A trilha sonora de Volker Bertelmann reforça essa sensação quase hipnótica: em vez de sublinhar as emoções de forma óbvia, a música cria um pulso constante, uma vibração sonora que parece ampliar a tensão entre o tédio da vida cotidiana e a euforia fugaz da aposta. A montagem de Nick Emerson acompanha esse fluxo, muitas vezes criando cortes sensoriais que refletem o tremor interno de Doyle — não é apenas sobre ganhar ou perder, mas sobre existir no fio entre o real e o alucinatório.
Narrativamente, o filme balança entre o estudo íntimo da autodestruição de Doyle e uma espécie de fábula metafísica. Há uma figura central para ele: Dao Ming (interpretada por Fala Chen), uma mulher misteriosa que parece oferecer a ele uma via de redenção. No entanto, à sua sombra está Cynthia, com sua comicidade ácida e sua missão quase cômica de ir até o fim para desenterrar o passado de Doyle. Essa tensão entre os dois polos — redenção mística e perseguição cômica — é um dos elementos mais fascinantes do filme. Não é sempre que você vê um thriller psicológico tão carregado de brilho poético conviver com momentos tão leves de humor negro, e a presença de Swinton ajuda a manter esse equilíbrio delicado.

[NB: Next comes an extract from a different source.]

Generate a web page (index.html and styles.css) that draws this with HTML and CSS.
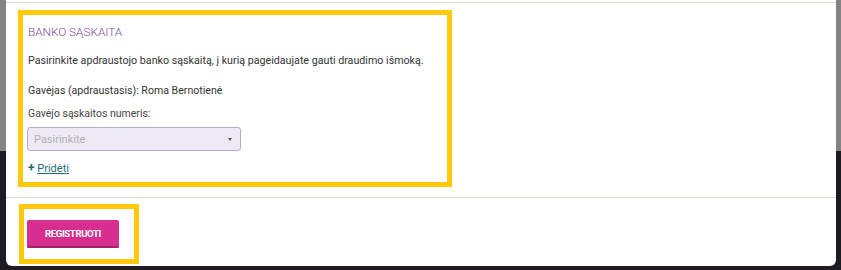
FILE: index.html
```html
<!DOCTYPE html>
<html lang="lt">
<head>
  <meta charset="UTF-8">
  <title>Banko sąskaita</title>
  <link rel="stylesheet" href="styles.css">
</head>
<body>

<div class="modal">
  <div class="modal-top"></div>

  <!-- Bank account block -->
  <div class="modal-body">
    <div class="highlight bank">
      <h4 class="bank-title">Banko sąskaita</h4>
      <p class="bank-intro">Pasirinkite apdraustojo banko sąskaitą, į kurią pageidaujate gauti draudimo išmoką.</p>
      <p class="bank-owner">Gavėjas (apdraustasis): Roma Bernotienė</p>
      <label class="bank-label">Gavėjo sąskaitos numeris:</label>
      <div class="select">
        <span class="select-text">Pasirinkite</span>
        <span class="select-arrow"></span>
      </div>
      <a class="add-link" href="#"><span class="plus">+</span> <u>Pridėti</u></a>
    </div>
  </div>

  <!-- Footer -->
  <div class="modal-footer">
    <div class="highlight btn-wrap">
      <button class="btn-primary">Registruoti</button>
    </div>
  </div>
</div>

</body>
</html>
```

FILE: styles.css
```css
body {
  margin: 0;
  padding: 0;
  height: 270px;
  overflow: hidden;
  font-family: Roboto, "Liberation Sans", sans-serif;
  background: linear-gradient(to bottom, #838383 0, #838383 151px, #1e1c22 151px);
}
.modal {
  margin: 0 5px 0 6px;
  height: 266px;
  background: #fff;
  border-radius: 0 0 6px 6px;
  display: flex;
  flex-direction: column;
}
.modal-top {
  height: 2px;
  border-bottom: 1px solid #dcdad0;
}
.modal-body {
  padding: 7px 0 10px 12px;
  border-bottom: 1px solid #dcdad0;
}
.highlight {
  border: 5px solid #fec80b;
}
.bank {
  width: 419px;
  height: 156px;
  padding: 11px 0 0 5px;
  color: #333;
  font-size: 10.7px;
  line-height: 13px;
}
.bank-title {
  margin: 0;
  font-weight: 300;
  font-size: 11.8px;
  color: #7a4c95;
  text-transform: uppercase;
}
.bank-intro {
  margin: 15px 0 0;
}
.bank-owner {
  margin: 17px 0 0;
  font-size: 10.6px;
}
.bank-label {
  display: block;
  margin-top: 10px;
  color: #444;
  font-size: 10.5px;
}
.select {
  margin: 7px 0 0 -1px;
  width: 214px;
  height: 24px;
  border: 1px solid #b4a9d6;
  border-radius: 3px;
  background: #ece9f5;
  display: flex;
  align-items: center;
  justify-content: space-between;
  padding: 0 8px 0 6px;
  box-sizing: border-box;
}
.select-text {
  color: #b3b1b8;
  font-size: 11px;
}
.select-arrow {
  width: 0;
  height: 0;
  border-left: 2px solid transparent;
  border-right: 2px solid transparent;
  border-top: 3px solid #555;
}
.add-link {
  display: inline-block;
  margin-top: 11px;
  color: #1d6d77;
  font-size: 11px;
  text-decoration: none;
}
.add-link .plus {
  font-weight: bold;
  font-size: 12px;
}
.modal-footer {
  padding: 6px 0 0 13px;
}
.btn-wrap {
  width: 107px;
  height: 44px;
  padding: 6px 0 0 3px;
}
.btn-primary {
  margin-top: 5px;
  width: 92px;
  height: 28px;
  border: none;
  border-radius: 2px;
  background: #d62f8f;
  box-shadow: inset 0 -2px 0 #a3206c;
  color: #fff;
  font-family: Roboto, "Liberation Sans", sans-serif;
  font-weight: bold;
  font-size: 9.6px;
  letter-spacing: -0.4px;
  text-transform: uppercase;
  padding: 0 0 1px;
  cursor: pointer;
}
```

Do ponto de vista técnico, Berger demonstra domínio: suas escolhas visuais e de enquadramento transformam os cassinos em labirintos interiores, espelhos d’água e corredores subterrâneos se tornam metáforas físicas para o estado mental de Doyle. A cidade de Macau, com sua dualidade de grandiosidade e vazio, serve como moldura perfeita para a crise do protagonista — Berger literalmente transforma o palco da aposta em um espelho da própria alma do personagem.
O desempenho de Farrell e a comicidade de Swinton se completam de forma improvável, mas eficaz: enquanto ele afunda cada vez mais em seu mundo de dívidas, mentiras e ilusões, ela, de modo teatral e excêntrico, persegue tanto a verdade quanto sua própria obsessão. Essa dinâmica contribui para que o filme nunca seja totalmente sombrio: há sempre um sopro de leveza perturbadora, aquele riso nervoso que surge no meio do perigo.
Se há uma crítica pertinente, talvez seja a ambição dual de Berger em mesclar um estudo realista de vício com elementos simbólicos de redenção, o que às vezes gera um desencontro tonal. Mas, para mim, isso não diminui o charme do filme — ao contrário, reforça a ideia de que estamos diante de algo que aposta alto, não apenas em fichas de cassino, mas em significados.
Em suma, Balada de um Jogador é um filme de contrastes: é intenso, poético, desesperadamente cômico — e, sobretudo, humano. Edward Berger revela mais uma vez sua capacidade de construir atmosferas densas e personagens com falhas tão estranhas quanto sedutoras. E Colin Farrell, com toda sua vulnerabilidade, e Tilda Swinton, com sua comicidade afiada, formam uma dupla improvável, mas memorável, capaz de transformar um thriller psicológico em algo quase como uma tragicomédia noturna. Saio com a sensação de ter assistido a um jogo arriscado — e, por isso mesmo, inesquecível.